Definicja

Hedging — What is Risk Protection in Investing?

What is hedging (protection)? Types, strategies, instruments and practical examples of protecting investment portfolio against risk.

What is Hedging?

Hedging (protection) is a financial strategy involving taking a protective position against adverse price changes in assets. The main goal of hedging is risk reduction, not profit maximization.
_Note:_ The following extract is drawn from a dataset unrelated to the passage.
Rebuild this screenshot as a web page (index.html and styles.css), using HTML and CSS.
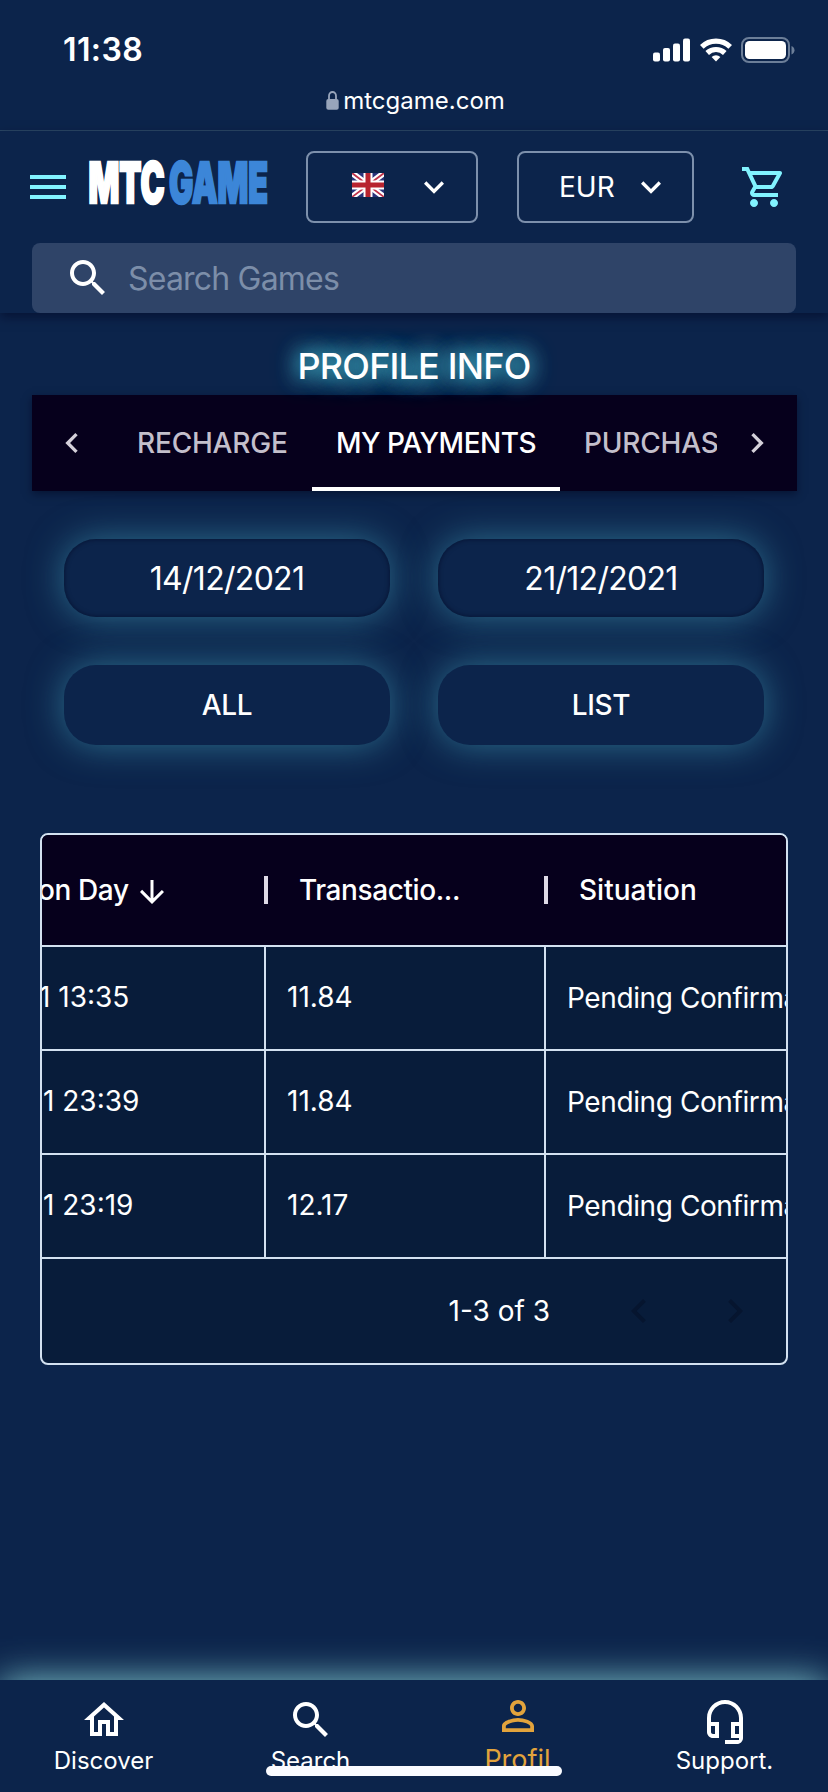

It's the financial equivalent of insurance — we pay for protection against potential losses.

Technical Definition

Hedging involves:

  • Taking an opposite position relative to the owned asset
  • Negative correlation between the main and hedging position
  • Risk transfer to other entities or instruments
  • Limiting exposure to specific types of risk

Basic example: You own PKN Orlen shares → buy put options → if shares fall, options gain value.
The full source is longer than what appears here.